• Already, the Directorate of Criminal Investigations (DCI) has stepped up operations. In Diani, detectives acting on intelligence arrested a trafficker and recovered multiple gunny bags stuffed with cannabis, alongside a vehicle suspected of being used in the trade. DCI Director Mohamed Amin has pledged zero tolerance for traffickers, warning that officers complicit in illicit networks will face severe consequences.

When President William Ruto declared drug and substance abuse a national disaster in his New Year’s address, he framed it as a “silent but deadly” threat undermining Kenya’s public health, economic productivity, and national security.

The crackdown means Kenya is no longer treating substance abuse as a peripheral issue. It is now positioned as a central national crisis, demanding a whole-of-government response. For families who have lost loved ones, for communities disrupted by addiction, and for policymakers under pressure from rising youth drug use, the declaration signals urgency, accountability, and a promise of action.

On January 7, 2026, Ruto chaired a high-level multi-agency meeting at State House, Nairobi to operationalize this agenda. Interior Cabinet Secretary Kipchumba Murkomen, Inspector-General of Police Douglas Kanja, Deputy IGs Eliud Lang’at and Gilbert Masengeli, and DCI Director Mohamed Amin joined National Authority for the Campaign Against Alcohol and Drug Abuse (NACADA) officials and Kenya Bureau of Standards (KEBS) regulators to map out a coordinated response.

Photo credit: X

The meeting directed that legal frameworks be finalized within ten days to strengthen accountability, rehabilitation centers established across all 47 counties, specialist units created in referral hospitals, and enforcement teams deployed at border points to disrupt trafficking. Ruto emphasized that the government would apply a whole-of-government approach integrating prevention, enforcement, treatment, and recovery.

Already, the Directorate of Criminal Investigations (DCI) has stepped up operations. In Diani, detectives acting on intelligence arrested a trafficker and recovered multiple gunny bags stuffed with cannabis, alongside a vehicle suspected of being used in the trade. DCI Director Mohamed Amin has pledged zero tolerance for traffickers, warning that officers complicit in illicit networks will face severe consequences.

Photo credit: X

He has toured counties such as Marsabit to assess police readiness and rally community support, stressing that drug abuse is not only a policing issue but a profound threat to Kenya’s development.

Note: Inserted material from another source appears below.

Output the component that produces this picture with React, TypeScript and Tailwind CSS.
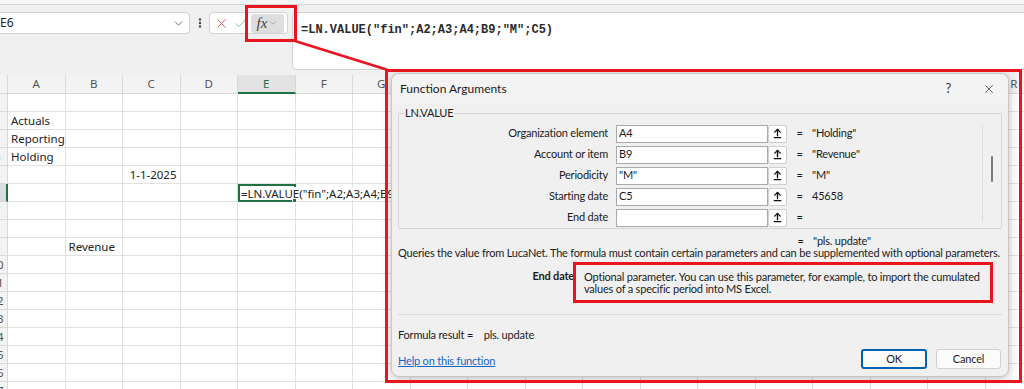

Meanwhile, NACADA is rolling out awareness campaigns and community roadshows to shift social norms, while KEBS strengthens regulatory enforcement against illicit alcohol. County governments are expected to provide treatment facilities and community-level support, linking national directives to grassroots realities. Together, these initiatives reflect a coordinated push to confront addiction from multiple angles—law enforcement, rehabilitation, prevention, and public education.

For President Ruto, the crackdown positions his administration as proactive on a major social crisis ahead of the 2027 elections. For enforcement agencies, it means expanded resources and accountability. For communities, it offers hope that addiction will be treated as a public health emergency.